Daily editorial brief · 2026-03-11 06:45 ICT

Executive context

Global energy-price volatility — crude swinging double-digits on Hormuz uncertainty — is pushing logistics costs higher across every retail supply chain node. Simultaneously, China's property-sector distress is dampening Chinese tourist spend in Thai retail corridors, while domestic consumers are tightening wallets ahead of anticipated price increases. Retailers must unify their physical and digital channels to protect margins and retain share in a contracting demand environment.

Industry pressure

Retailers are balancing margin protection with personalized engagement across online and store channels. MR. D.I.Y.'s push to 1,500 outlets shows that physical retail remains critical, but Bangkok Post's chat-commerce report reveals that Line-based purchasing is growing 35 % year-on-year.

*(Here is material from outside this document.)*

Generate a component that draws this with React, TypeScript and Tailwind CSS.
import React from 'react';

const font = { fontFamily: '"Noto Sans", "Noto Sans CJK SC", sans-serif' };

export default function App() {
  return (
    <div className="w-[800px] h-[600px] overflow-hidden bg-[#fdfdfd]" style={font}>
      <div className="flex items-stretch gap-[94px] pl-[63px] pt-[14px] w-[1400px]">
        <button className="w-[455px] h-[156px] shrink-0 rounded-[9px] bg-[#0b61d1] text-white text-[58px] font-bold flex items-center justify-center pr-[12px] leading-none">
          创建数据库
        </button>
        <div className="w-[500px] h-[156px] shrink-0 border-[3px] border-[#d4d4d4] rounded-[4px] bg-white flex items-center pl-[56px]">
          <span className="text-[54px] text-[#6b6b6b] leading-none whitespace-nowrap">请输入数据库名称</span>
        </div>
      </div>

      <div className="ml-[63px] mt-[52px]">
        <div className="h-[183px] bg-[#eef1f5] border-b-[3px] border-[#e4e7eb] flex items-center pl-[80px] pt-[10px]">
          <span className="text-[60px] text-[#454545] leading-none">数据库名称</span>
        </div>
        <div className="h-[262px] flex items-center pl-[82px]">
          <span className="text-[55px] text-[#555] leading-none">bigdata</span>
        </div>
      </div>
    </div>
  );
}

Retailers operating siloed POS and e-commerce stacks face inventory fragmentation, inconsistent pricing, and a 12–18 % gap in cross-channel conversion versus unified competitors.

Transformation response

The Unified Commerce Core collapses the traditional separation between store systems, e-commerce platforms, and marketplace feeds into a single order-management and inventory-allocation engine. Per IDC's Retail Digital Transformation MaturityScape, retailers achieving unified-commerce maturity grow revenue per square metre by 22 % and reduce fulfilment cost-to-serve by 17 %. The platform supports real-time inventory promise across Line shopping, Shopee, Lazada, and physical POS — ensuring the customer sees one brand, one price, one stock pool.